Kamu mengerucutkannya berdasar tontonan yang tengah dibicarakan orang-orang atau mungkin rekomendasi teman. Katakanlah, kamu memutuskan untuk menjajal satu serial hit terbaru, lalu menenggelamkan diri di dalamnya.

Tak terasa sudah tengah malam dan kamu sudah menandaskan setengah musim. Dorongan untuk menonton satu episode lagi begitu menggoda, dan kamu mengamininya meski kamu tahu konsekuensinya bahwa kamu akan keterusan dan jam tidurmu jadi korban.

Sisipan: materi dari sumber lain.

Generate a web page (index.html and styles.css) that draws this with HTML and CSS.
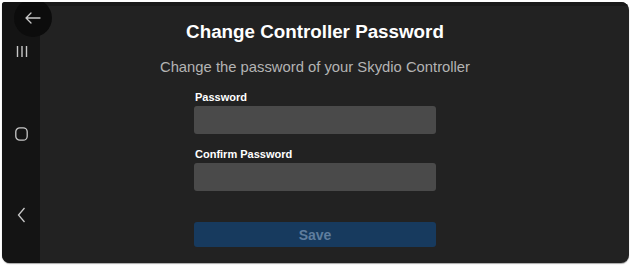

Punya pengalaman begini? Saya dan banyak dari kita tampaknya sudah tak aneh dengan satu ritual umat manusia kontemporer ini: binge-watching. Apalagi di tengah masa pagebluk kali ini, binge-watching, atau maraton nonton ini, makin jadi kegiatan paling dijalani. Entah berapa puluh episode anime yang sudah saya tandaskan.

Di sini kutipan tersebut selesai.